I think that the tension between Jesus and Aristotle is in the definition of great things.  Kierkegaard was suspicious of the aesthetic life.  I believe that it would truly take a great soul to aspire to great things, and also keep her or his feet grounded in humility.  Yet what I get from Bach or Beethoven is among the best things I treasure.  This does not conflict with what I get from the texts of Christianity.

Our most prestigious institutions of learning are now teaching pop-culture.  Pop-culture is fine for those who like it.  But I do not think that it deserves a place in university curricula.  We are in an age that seeks to destroy elitism and the works that have in the past been considered elite, like Bach or Beethoven.  I refuse to equate Bon Jovi in any way with Beethoven.  Beethoven wrote pop music for country bands to play.  But it was all in good fun; he never considered them on a par with his symphonies.

I can imagine how distressed my parents had been when the melodious sounds of Frank Sinatra clashed with the wailing guitar of Jimi Hendrix.  It must have looked as if the world was decaying.  Yet I appreciate Hendrix and Sinatra.  If the world is sinking in the bland currents of pop-culture, it looks like the world is decaying to me, too.  I wonder if contemporary culture will consider those well-versed in pop-culture great souls.  Or is the whole notion of great souls too elitist to persist in our world anymore?

Trends, Styles, and the Self

It seems that every time period is plagued by trends and styles.  I am old enough to have seen many come and go.  In my teens, it was “Do your own thing; be an individual; peace, love.”  I watched some of the music, now rock classics, yield to the sensitive, bland, forgotten music of the late ’70’s.  I remember fading out of pop culture in the late ’70’s and listening to classical music (symphony, not rock).  Then came the ’80’s with money, power, cocaine, preps and Yuppies.  I rebelled against these values angrily, though I was, myself, a prep at Harvard.  I can’t find a trend that dominated the ’90’s.  But today, it seems that LGBT is the centre of gravity, along with eco-justice, women’s issues, and pop culture.
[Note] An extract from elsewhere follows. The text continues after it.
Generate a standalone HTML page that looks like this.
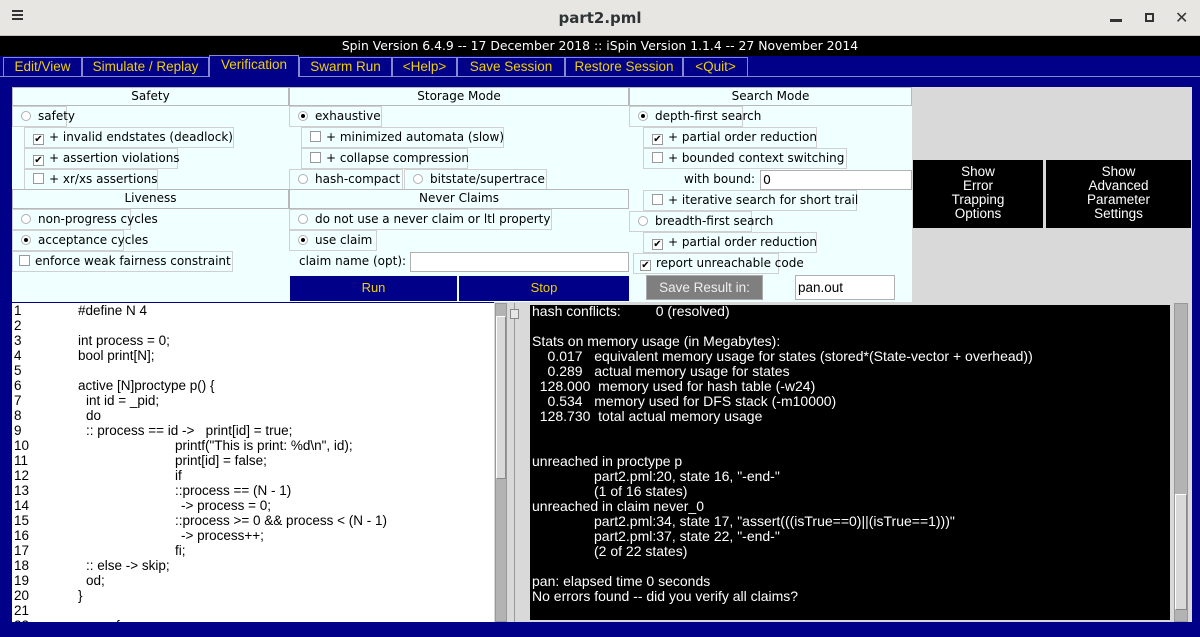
<!DOCTYPE html>
<html><head><meta charset="utf-8"><style>
*{margin:0;padding:0;box-sizing:border-box}
body{width:1200px;height:637px;overflow:hidden;background:#000088;position:relative;font-family:"DejaVu Sans",sans-serif;font-size:12px;color:#000}
.a{position:absolute}
.title{left:0;top:0;width:1200px;height:36px;background:#e8e6e3;border-bottom:1px solid #c8c4c0}
.bl{left:0;top:36px;width:1200px;height:20px;background:#000;color:#fff;text-align:center;font-size:12.4px;line-height:20px}
.tab{top:57px;height:19px;border:1px solid #8888cc;border-bottom:none;color:#f0d000;font-family:"Liberation Sans",sans-serif;font-size:13.5px;line-height:18px;text-align:center}
.panel{left:12px;top:87px;width:900px;height:215px;background:#f0ffff}
.gray{background:#d9d9d9}
.w{position:absolute;border:1px solid #d0d0d0;height:21px;line-height:19px;padding-left:8px;white-space:nowrap;background:#f0ffff}
.h{position:absolute;border:1px solid #b8b8b8;height:19px;line-height:17px;text-align:center;background:#f0ffff}
.r{display:inline-block;width:10px;height:10px;border:1px solid #b0b0b0;border-radius:50%;margin-right:7px;vertical-align:-1px;position:relative;background:#fff}
.r.on::after{content:"";position:absolute;left:2px;top:2px;width:4px;height:4px;border-radius:50%;background:#000}
.c{display:inline-block;width:11px;height:11px;border:1px solid #999;margin-right:5px;vertical-align:-1px;background:#fff;font-size:10px;line-height:9px;text-align:center}
.inp{position:absolute;background:#fff;border:1px solid #b0b0b0;font-size:12.5px;padding-left:2px}
.btn{position:absolute;background:#000088;color:#f0d000;font-family:"Liberation Sans",sans-serif;font-size:13px;text-align:center;line-height:24px}
.sb{position:absolute;background:#000;color:#fff;font-family:"Liberation Sans",sans-serif;font-size:13.5px;text-align:center;line-height:14px}
.code{left:12px;top:303px;width:482px;height:319px;background:#fff;font-family:"Liberation Sans",sans-serif;font-size:13.5px;overflow:hidden}
.code div{position:absolute;white-space:pre;line-height:15px}
.out{left:530px;top:305px;width:640px;height:315px;background:#000;color:#fff;font-family:"Liberation Sans",sans-serif;font-size:14px;overflow:hidden}
.out div{position:absolute;white-space:pre;line-height:15px}
</style></head><body>
<div class="a title">
 <div class="a" style="left:12px;top:10px;width:11px;height:2px;background:#333;box-shadow:0 4px 0 #333,0 8px 0 #333"></div>
 <div class="a" style="left:0;width:1200px;top:9px;text-align:center;font-family:'DejaVu Sans',sans-serif;font-size:15px;font-weight:bold;color:#2e3436">part2.pml</div>
 <div class="a" style="left:1110px;top:19px;width:12px;height:3px;background:#333"></div>
 <div class="a" style="left:1145px;top:13px;width:9px;height:9px;border:2px solid #333"></div>
 <div class="a" style="left:1175px;top:8px;font-size:16px;font-weight:bold;color:#333">✕</div>
</div>
<div class="a bl">Spin Version 6.4.9 -- 17 December 2018 :: iSpin Version 1.1.4 -- 27 November 2014</div>
<div class="a" style="left:0;top:76px;width:1200px;height:1px;background:#8888cc"></div>
<div class="a tab" style="left:3px;width:79px">Edit/View</div>
<div class="a tab" style="left:82px;width:127px">Simulate / Replay</div>
<div class="a tab" style="left:209px;width:90px;top:55px;height:22px;line-height:18px;background:#000088">Verification</div>
<div class="a tab" style="left:299px;width:93px">Swarm Run</div>
<div class="a tab" style="left:392px;width:65px">&lt;Help&gt;</div>
<div class="a tab" style="left:457px;width:108px">Save Session</div>
<div class="a tab" style="left:565px;width:118px">Restore Session</div>
<div class="a tab" style="left:683px;width:65px">&lt;Quit&gt;</div>

<div class="a panel"></div>
<div class="a gray" style="left:912px;top:87px;width:280px;height:215px"></div>

<div class="h" style="left:12px;top:87px;width:277px">Safety</div>
<div class="h" style="left:289px;top:87px;width:340px">Storage Mode</div>
<div class="h" style="left:629px;top:87px;width:283px">Search Mode</div>

<div class="w" style="left:12px;top:106px;width:55px"><span class="r"></span>safety</div>
<div class="w" style="left:24px;top:127px;width:210px"><span class="c">✔</span>+ invalid endstates (deadlock)</div>
<div class="w" style="left:24px;top:148px;width:154px"><span class="c">✔</span>+ assertion violations</div>
<div class="w" style="left:24px;top:169px;width:134px"><span class="c"></span>+ xr/xs assertions</div>
<div class="h" style="left:12px;top:189px;width:277px;height:20px">Liveness</div>
<div class="w" style="left:12px;top:209px;width:119px"><span class="r"></span>non-progress cycles</div>
<div class="w" style="left:12px;top:230px;width:112px"><span class="r on"></span>acceptance cycles</div>
<div class="w" style="left:12px;top:251px;width:221px;padding-left:6px"><span class="c"></span>enforce weak fairness constraint</div>

<div class="w" style="left:289px;top:106px;width:93px"><span class="r on"></span>exhaustive</div>
<div class="w" style="left:301px;top:127px;width:203px"><span class="c"></span>+ minimized automata (slow)</div>
<div class="w" style="left:301px;top:148px;width:167px"><span class="c"></span>+ collapse compression</div>
<div class="w" style="left:289px;top:169px;width:114px"><span class="r"></span>hash-compact</div>
<div class="w" style="left:404px;top:169px;width:143px"><span class="r"></span>bitstate/supertrace</div>
<div class="h" style="left:289px;top:189px;width:340px;height:20px">Never Claims</div>
<div class="w" style="left:289px;top:209px;width:263px"><span class="r"></span>do not use a never claim or ltl property</div>
<div class="w" style="left:289px;top:230px;width:88px"><span class="r on"></span>use claim</div>
<div class="a" style="left:299px;top:254px">claim name (opt):</div>
<div class="inp" style="left:410px;top:252px;width:219px;height:20px"></div>
<div class="btn" style="left:290px;top:276px;width:167px;height:25px">Run</div>
<div class="btn" style="left:459px;top:276px;width:170px;height:25px">Stop</div>

<div class="w" style="left:629px;top:106px;width:114px"><span class="r on"></span>depth-first search</div>
<div class="w" style="left:643px;top:127px;width:174px"><span class="c">✔</span>+ partial order reduction</div>
<div class="w" style="left:643px;top:148px;width:204px"><span class="c"></span>+ bounded context switching</div>
<div class="a" style="left:684px;top:172px">with bound:</div>
<div class="inp" style="left:760px;top:170px;width:152px;height:20px;line-height:18px">0</div>
<div class="w" style="left:643px;top:190px;width:214px"><span class="c"></span>+ iterative search for short trail</div>
<div class="w" style="left:629px;top:211px;width:123px"><span class="r"></span>breadth-first search</div>
<div class="w" style="left:643px;top:232px;width:174px"><span class="c">✔</span>+ partial order reduction</div>
<div class="w" style="left:633px;top:253px;width:146px;padding-left:6px"><span class="c">✔</span>report unreachable code</div>
<div class="a" style="left:646px;top:275px;width:117px;height:25px;background:#7f7f7f;border:1px solid #aaa;color:#eee;font-family:'Liberation Sans',sans-serif;font-size:13.5px;text-align:center;line-height:23px">Save Result in:</div>
<div class="inp" style="left:795px;top:275px;width:100px;height:25px;line-height:23px;font-family:'Liberation Sans',sans-serif;font-size:13.5px">pan.out</div>

<div class="sb" style="left:913px;top:160px;width:130px;height:68px;padding-top:5px">Show<br>Error<br>Trapping<br>Options</div>
<div class="sb" style="left:1046px;top:160px;width:145px;height:68px;padding-top:5px">Show<br>Advanced<br>Parameter<br>Settings</div>

<div class="a gray" style="left:494px;top:302px;width:698px;height:320px"></div>
<div class="a code">
<div style="top:0px;left:2px">1</div><div style="top:0px;left:66px">#define N 4</div>
<div style="top:15px;left:2px">2</div>
<div style="top:30px;left:2px">3</div><div style="top:30px;left:66px">int process = 0;</div>
<div style="top:45px;left:2px">4</div><div style="top:45px;left:66px">bool print[N];</div>
<div style="top:60px;left:2px">5</div>
<div style="top:75px;left:2px">6</div><div style="top:75px;left:66px">active [N]proctype p() {</div>
<div style="top:90px;left:2px">7</div><div style="top:90px;left:74px">int id = _pid;</div>
<div style="top:105px;left:2px">8</div><div style="top:105px;left:74px">do</div>
<div style="top:120px;left:2px">9</div><div style="top:120px;left:74px">:: process == id -&gt;   print[id] = true;</div>
<div style="top:135px;left:2px">10</div><div style="top:135px;left:163px">printf("This is print: %d\n", id);</div>
<div style="top:150px;left:2px">11</div><div style="top:150px;left:163px">print[id] = false;</div>
<div style="top:165px;left:2px">12</div><div style="top:165px;left:163px">if</div>
<div style="top:180px;left:2px">13</div><div style="top:180px;left:163px">::process == (N - 1)</div>
<div style="top:195px;left:2px">14</div><div style="top:195px;left:169px">-&gt; process = 0;</div>
<div style="top:210px;left:2px">15</div><div style="top:210px;left:163px">::process &gt;= 0 &amp;&amp; process &lt; (N - 1)</div>
<div style="top:225px;left:2px">16</div><div style="top:225px;left:169px">-&gt; process++;</div>
<div style="top:240px;left:2px">17</div><div style="top:240px;left:163px">fi;</div>
<div style="top:255px;left:2px">18</div><div style="top:255px;left:74px">:: else -&gt; skip;</div>
<div style="top:270px;left:2px">19</div><div style="top:270px;left:74px">od;</div>
<div style="top:285px;left:2px">20</div><div style="top:285px;left:66px">}</div>
<div style="top:300px;left:2px">21</div>
<div style="top:315px;left:2px">22</div><div style="top:315px;left:66px">never {</div>
</div>
<div class="a" style="left:495px;top:303px;width:12px;height:319px;background:#b3b3b3;border:1px solid #999"></div>
<div class="a" style="left:496px;top:316px;width:10px;height:163px;background:#d9d9d9;border:1px solid #fff;border-right-color:#888;border-bottom-color:#888"></div>
<div class="a" style="left:514px;top:303px;width:1px;height:319px;background:#999"></div>
<div class="a" style="left:510px;top:309px;width:9px;height:10px;background:#e6e6e6;border:1px solid #888"></div>
<div class="a out">
<div style="top:-1px;left:2px">hash conflicts:         0 (resolved)</div>
<div style="top:29px;left:2px">Stats on memory usage (in Megabytes):</div>
<div style="top:44px;left:2px">    0.017   equivalent memory usage for states (stored*(State-vector + overhead))</div>
<div style="top:59px;left:2px">    0.289   actual memory usage for states</div>
<div style="top:74px;left:2px">  128.000  memory used for hash table (-w24)</div>
<div style="top:89px;left:2px">    0.534   memory used for DFS stack (-m10000)</div>
<div style="top:104px;left:2px">  128.730  total actual memory usage</div>
<div style="top:149px;left:2px">unreached in proctype p</div>
<div style="top:164px;left:64px">part2.pml:20, state 16, "-end-"</div>
<div style="top:179px;left:64px">(1 of 16 states)</div>
<div style="top:194px;left:2px">unreached in claim never_0</div>
<div style="top:209px;left:64px">part2.pml:34, state 17, "assert(((isTrue==0)||(isTrue==1)))"</div>
<div style="top:224px;left:64px">part2.pml:37, state 22, "-end-"</div>
<div style="top:239px;left:64px">(2 of 22 states)</div>
<div style="top:269px;left:2px">pan: elapsed time 0 seconds</div>
<div style="top:284px;left:2px">No errors found -- did you verify all claims?</div>
</div>
<div class="a" style="left:1174px;top:303px;width:14px;height:319px;background:#b3b3b3;border:1px solid #999"></div>
<div class="a" style="left:1175px;top:494px;width:12px;height:116px;background:#d9d9d9;border:1px solid #fff;border-right-color:#888;border-bottom-color:#888"></div>
</body></html>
I’d like to think that in universities there is free intellectual inquiry.  But this is not the case.  There are styles and trends there too.  Back in the late ’50’s, symbolic logic was the rage.  Philosophers and even anthropologists wrote their ideas in those strange (laughable) symbols trying to look all mathematical and scientific.  That eventually got debunked.  Then I remember existentialism coming around.  When I was in grad school and when I graduated from grad school, it was all gender issues, power dynamics, wealth and poverty issues, and Nietzsche was the prevailing world-view, along with Richard Rorty.  I watched Derrida and deconstruction come and go in about a decade.

The thing about trends is that there is power behind them.  If a person wants to talk to others in society, he or she needs to buy into the current trends.  The alternative appears to be isolation.  And if a person wants to publish, one needs to write and think in the terms that are current.  But I believe that everyone has an intuitive sense of the true.  I believe that Emerson called it the Oversoul.  We know when a given trend is ridiculous, or doesn’t fit with human experience we know.  We sense the vacuity of certain ideologies.  I believe that’s why I turned to classical music in the late ’70’s, for instance.

Some people dedicate their lives to following trends.  It is their quest to recognize the prevailing trends immediately so that they can be in the vanguard.  In the ’90’s it was goatees, in the mid-2000’s it was mountain-man beards.  Maybe in Hollywood or fashion this is a necessity to survive or to make a fortune.  But I suppose there is enough of the old hippie in me not to worry too much about trends and to follow my Oversoul.